No. The account spending limit does not influence Meta’s delivery algorithm, optimization, or campaign performance. It only acts as a billing cap. Once the limit is reached, Facebook stops spending until you update the limit.
3. Why is my Facebook account spending limit so low?
New ad accounts usually receive lower spending limits because Meta has not established enough trust. Your limit depends on several factors, including your payment history, policy compliance, account age, spending consistency, and overall account quality. As your account builds a positive history, Meta may gradually increase your spending capacity.
4. Can I remove my Facebook account spending limit?
Yes. If you no longer want a lifetime spending cap, you can remove it from Billing & Payments > Payment Settings > Account Spending Limit in Ads Manager. Once removed, your campaigns will continue spending according to their campaign or daily budgets until you manually set a new limit.
5. What is the difference between an account spending limit and a billing threshold?
An account spending limit is a lifetime cap that you set to control the maximum amount your ad account can spend. A billing threshold is determined by Meta and specifies how much you can spend before your payment method is charged. Reaching your billing threshold triggers a payment, while reaching your account spending limit pauses your ads.

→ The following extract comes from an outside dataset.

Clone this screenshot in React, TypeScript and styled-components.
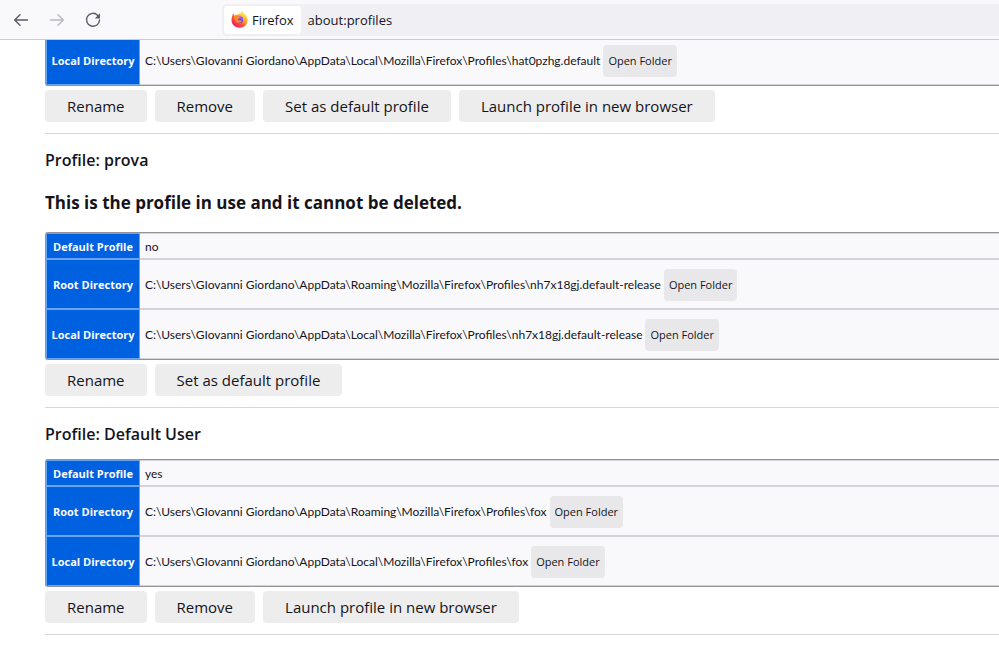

6. How can I increase my Facebook account spending limit faster?
Meta does not allow advertisers to request a higher spending limit manually. The best way to receive a higher limit is to build account trust by maintaining successful payments, following Meta’s advertising policies, spending consistently over time, verifying your business assets, and avoiding sudden budget increases or repeated account changes.
7. Can a Facebook agency ad account have a higher spending limit?
Yes. Facebook agency ad accounts often have significantly higher or even effectively unlimited spending capacity because they operate under trusted agency infrastructure with established payment histories. This allows advertisers to scale campaigns more easily without being restricted by the lower spending limits commonly assigned to new personal ad accounts.